Allerdings kam es bei der Anhörung von Thomas, ein Prozess, den jeder, der für das Amt nominiert wird, durchlaufen muss, zu einem riesigen Skandal. Anita Hill (65), eine schwarze Juraprofessiorin, beschuldigte Thomas vor dem Justizausschuss der sexuellen Belästigung. Thomas dementierte alles, bezeichnete die Vorwürfe als «High-Tech-Lynchmord». Ausgerechnet Joe Biden, er war damals Vorsitzender des Ausschusses, beendete die Diskussion. In einem politischen Deal mit der anderen Seite erlaubte er, dass die Republikaner Hill als Stalkerin verleumdeten, berichtet der «Spiegel». Er beendete die Anhörungen, ohne weitere Zeuginnen anzuhören. Daraufhin wurde Thomas knapp als US-Supreme-Court-Richter gewählt. Ein Entscheid, den Biden nicht erst heute bitter bereuen dürfte.
Seine Frau ging im Weissen Haus ein und aus
Dabei führte Thomas zuerst ein Schattendasein im Supreme Court. Er verfasste ein paar radikale Papiere, fand dafür aber kaum Mehrheiten. Unterstützung fand er in seiner Frau Ginni Thomas (65), eine (weisse) Rechtsanwältin, die sich ebenfalls für christlich-konservatives Gedankengut einsetzt und unter anderem mit Steve Bannon (68), dem späteren Chefberater Donald Trumps (76), eine Gruppe gründete, die Verschwörungstheorien propagiert. Es war eine Zeit, als Ginni Thomas im Weissen Haus ein und aus ging und fleissig die Geschichte Trumps vom gestohlenen Wahlsieg weiterverbreitete, die schliesslich am 6. Januar 2021 im Sturm auf das Kapitol gipfelte.

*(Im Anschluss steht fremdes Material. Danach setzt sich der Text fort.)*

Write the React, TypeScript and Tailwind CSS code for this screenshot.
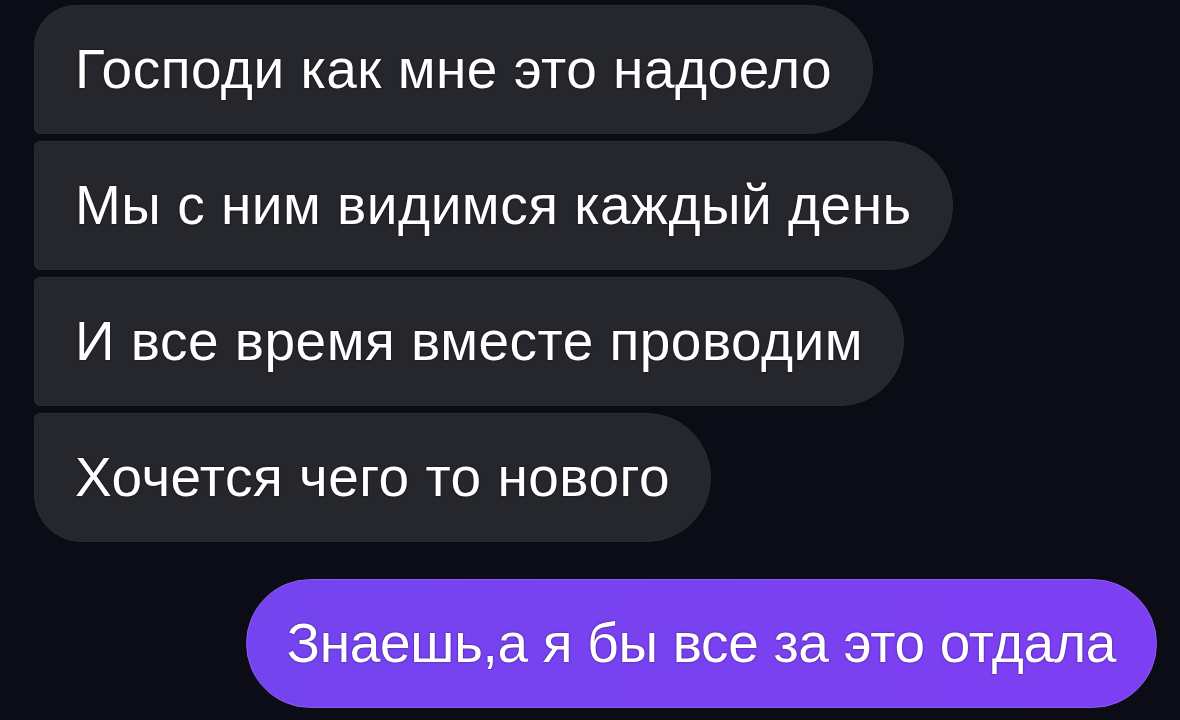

Thomas distanzierte sich zwar öffentlich von den Überzeugungen seiner Frau, machte aber auch nie ein Geheimnis daraus, mindestens so radikal zu denken. 1993 berichtete die «New York Times», Thomas habe geschworen, 43 Jahre im Amt zu bleiben, nur um den Liberalen «das Leben schwer zu machen». In seinen Memoiren schrieb er, dass er alle Gegner «überleben» wolle, berichtet der «Spiegel». Darunter Anita Hill, die Frau, die ihn des sexuellen Missbrauchs anklagte, und »scheinheilige Weisse».
Der Rechtsrutsch des Supreme Courts
Nachdem Thomas 2016 erstmals wieder am Supreme Court gesprochen hatte, konnte er diese Gedanken immer freier formulieren. Denn während Donald Trump Präsident war, hatte er das Glück, gleich drei Richter-Posten im US-Supreme-Court neu besetzen zu können, nachdem unter anderem die liberale Ikone Ruth Bader Ginsburg (1933 – 2020) gestorben war. Mit Neil Gorsuch (54), Brett Kavanaugh (57) und Amy Coney Barrett (50) entschied sich Trump für drei Konservative – der Rechtsrutsch im Gericht war vollzogen.
Und Thomas, der jahrelang unten durch musste, stand plötzlich an der Spitze der Nahrungskette des Gerichts. In diesem Jahr zeige er sich nun «völlig entfesselt», schreibt der «Spiegel».
Thomas will mehr
Thomas verfasste das Grundsatzurteil zur Lockerung des US-Waffenrechts, das trotz unzähliger Schul-Massaker in den USA durchkam. Das Abtreibungsurteil schrieb zwar jemand anders, aber Thomas sagte laut «Spiegel», nur zustimmen zu wollen, wenn noch andere Grundrechte infrage gestellt würden. Allen voran die gleichgeschlechtliche Ehe, die Straffreiheit von homosexuellem Sex und die Empfängnisverhütung.
Welchen Präsidenten sich Thomas zurückwünscht, ist zudem ebenfalls klar. Der Supreme Court hatte Donald Trump vor wenigen Monaten angewiesen, Akten aus dem Weissen Haus an den Kongressausschuss zum Kapitol-Sturm zu übergeben. Thomas war der einzige Richter, der dagegen stimmte.
Seine Wahl – ein grosser Fehler?
Unterdessen gilt in Nicht-Konservativen Kreisen als sicher, dass Thomas nie hätte gewählt werden dürfen. «Es ist mittlerweile klar geworden, dass Thomas den Justizausschuss angelogen hat, als er sagte, er habe Anita Hill niemals sexuell belästigt», zitiert der «Spiegel» den Politologen Corey Robin aus dem Jahr 2019. Über mehrere Jahre trugen Journalisten zuvor Indizien zusammen. Darunter Aussagen diverser Frauen, welche die Vorwürfe Hills bekräftigten.
Joe Biden entschuldigte sich 2019 bei Anita Hill. Sie nahm seine Entschuldigung nicht an.